# EXERCISE DIRECTIONS
Return all of the data exactly, with nothing left out but the pictures.

# RAW DATA
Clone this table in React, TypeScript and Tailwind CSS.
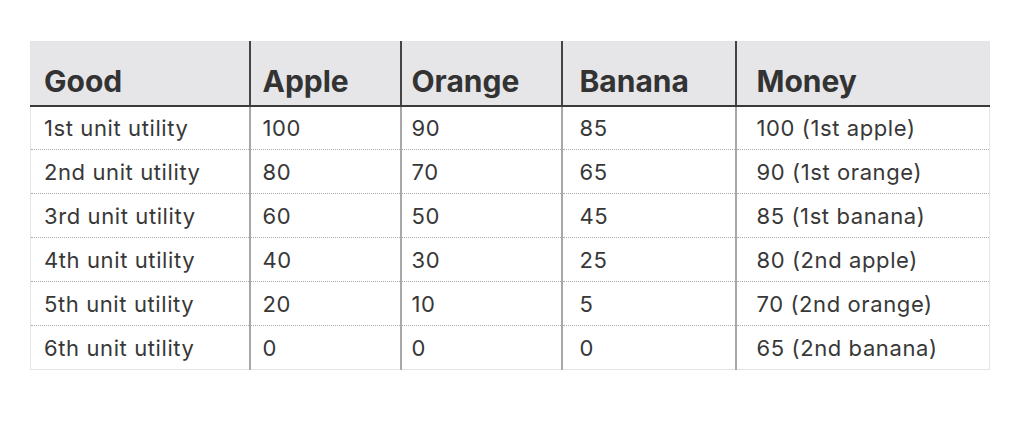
import React from "react";

const cols = ["Good", "Apple", "Orange", "Banana", "Money"];
const widths = ["w-[219px]", "w-[151px]", "w-[161px]", "w-[174px]", "w-[254px]"];
const pads = ["pl-[13px]", "pl-[12px]", "pl-[10px]", "pl-[17px]", "pl-[20px]"];

const rows = [
  ["1st unit utility", "100", "90", "85", "100 (1st apple)"],
  ["2nd unit utility", "80", "70", "65", "90 (1st orange)"],
  ["3rd unit utility", "60", "50", "45", "85 (1st banana)"],
  ["4th unit utility", "40", "30", "25", "80 (2nd apple)"],
  ["5th unit utility", "20", "10", "5", "70 (2nd orange)"],
  ["6th unit utility", "0", "0", "0", "65 (2nd banana)"],
];

export default function App() {
  return (
    <div className="w-[1024px] h-[430px] bg-white pl-[30px] pt-[41px] font-['Inter',sans-serif] text-[#333]">
      <table className="table-fixed border-collapse w-[959px] border border-[#e4e4e4]">
        <thead>
          <tr className="bg-[#e6e6e8] h-[64px]">
            {cols.map((c, i) => (
              <th
                key={c}
                className={`${widths[i]} ${pads[i]} text-left align-bottom pb-[9px] text-[30px] leading-none font-bold text-[#333] border-b-[2px] border-b-[#3a3a3a] ${
                  i > 0 ? "border-l-[2px] border-l-[#444]" : ""
                }`}
              >
                {c}
              </th>
            ))}
          </tr>
        </thead>
        <tbody>
          {rows.map((r, ri) => (
            <tr key={ri} className="h-[44px]">
              {r.map((cell, i) => (
                <td
                  key={i}
                  className={`${pads[i]} text-[22px] leading-none tracking-[0.6px] text-[#383838] ${
                    ri < rows.length - 1 ? "border-b [border-bottom-style:dotted] border-b-[#aaa]" : ""
                  } ${i > 0 ? "border-l-[2px] border-l-[#a8a8a8]" : ""}`}
                >
                  {cell}
                </td>
              ))}
            </tr>
          ))}
        </tbody>
      </table>
    </div>
  );
}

# SOLUTION BELOW
Clone this table in React, TypeScript and Tailwind CSS.
import React from "react";

const cols = ["Good", "Apple", "Orange", "Banana", "Money"];
const widths = ["w-[219px]", "w-[151px]", "w-[161px]", "w-[174px]", "w-[254px]"];
const pads = ["pl-[13px]", "pl-[12px]", "pl-[10px]", "pl-[17px]", "pl-[20px]"];

const rows = [
  ["1st unit utility", "100", "90", "85", "100 (1st apple)"],
  ["2nd unit utility", "80", "70", "65", "90 (1st orange)"],
  ["3rd unit utility", "60", "50", "45", "85 (1st banana)"],
  ["4th unit utility", "40", "30", "25", "80 (2nd apple)"],
  ["5th unit utility", "20", "10", "5", "70 (2nd orange)"],
  ["6th unit utility", "0", "0", "0", "65 (2nd banana)"],
];

export default function App() {
  return (
    <div className="w-[1024px] h-[430px] bg-white pl-[30px] pt-[41px] font-['Inter',sans-serif] text-[#333]">
      <table className="table-fixed border-collapse w-[959px] border border-[#e4e4e4]">
        <thead>
          <tr className="bg-[#e6e6e8] h-[64px]">
            {cols.map((c, i) => (
              <th
                key={c}
                className={`${widths[i]} ${pads[i]} text-left align-bottom pb-[9px] text-[30px] leading-none font-bold text-[#333] border-b-[2px] border-b-[#3a3a3a] ${
                  i > 0 ? "border-l-[2px] border-l-[#444]" : ""
                }`}
              >
                {c}
              </th>
            ))}
          </tr>
        </thead>
        <tbody>
          {rows.map((r, ri) => (
            <tr key={ri} className="h-[44px]">
              {r.map((cell, i) => (
                <td
                  key={i}
                  className={`${pads[i]} text-[22px] leading-none tracking-[0.6px] text-[#383838] ${
                    ri < rows.length - 1 ? "border-b [border-bottom-style:dotted] border-b-[#aaa]" : ""
                  } ${i > 0 ? "border-l-[2px] border-l-[#a8a8a8]" : ""}`}
                >
                  {cell}
                </td>
              ))}
            </tr>
          ))}
        </tbody>
      </table>
    </div>
  );
}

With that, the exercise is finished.